Museum History and Governance

The Minnesota Military Museum traces its beginnings to 1976 when the Military Historical Society of Minnesota was organized for the express purpose of establishing a state military museum—the result of visionary collaboration within three organizations. The Minnesota Department of Military Affairs agreed to provide facilities at Camp Ripley. The Minnesota National Guard Association’s history committee formed the nucleus for a governing Board of Directors, and the Minnesota Historical Society agreed to transfer various “start-up” artifacts to the museum and lend some staff support for the first two years. The museum, housed in a former enlisted men's club, opened to the public in June 1977.

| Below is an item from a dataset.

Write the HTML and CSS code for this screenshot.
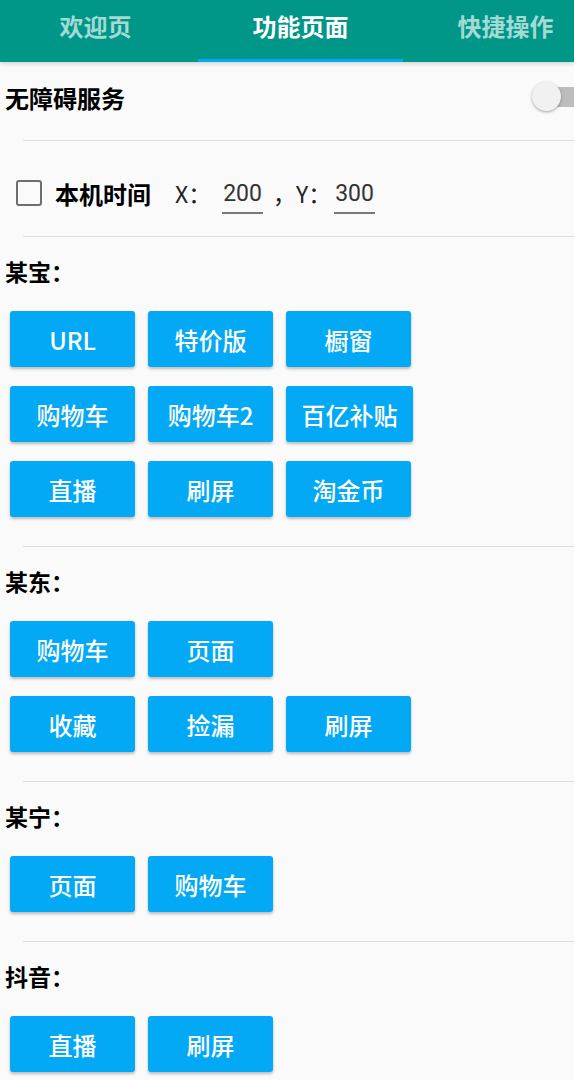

The museum moved to its present location in 1987. The main building, constructed in 1931 as a regimental headquarters for summer field training with the Minnesota National Guard, was remodeled and expanded in 1986-87 for use by the museum.* It still houses most of the museum’s exhibits, the administrative office, and the museum gift shop. Over the years, several adjacent buildings were also rehabbed to provide space for artifact storage, workshops, offices, library, archives, a classroom, and vehicle exhibits. The entire museum “complex” now covers two acres and includes several buildings. Outdoor exhibits of vehicles, tanks, aircraft, and artillery pieces are placed throughout the museum grounds.

The museum continues to be operated by the Military Historical Society of Minnesota (MHSM), a non-profit educational organization chartered to preserve and interpret Minnesota’s military history. It is federally recognized as a charitable 501(c)(3) corporation. A Board of Directors comprised of an executive committee and at-large members governs MHSM. The board appoints an Executive Director who oversees general administrative operations, and a Curator who is responsible for exhibits, collections, and history-related programming. The museum is certified by the U.S. Army Center of Military History and the National Museum of the U.S. Air Force, although its mission encompasses all branches of military service. The museum continues to work closely with the Minnesota Historical Society, which also serves as its fiscal agent with the Minnesota Legislature, and with the Minnesota Department of Military Affairs, which provides the facilities used at Camp Ripley.

* The architectural design was inspired by the buildings of old Fort Ripley, a 19th century frontier army post (1849-1877) located a few miles upriver.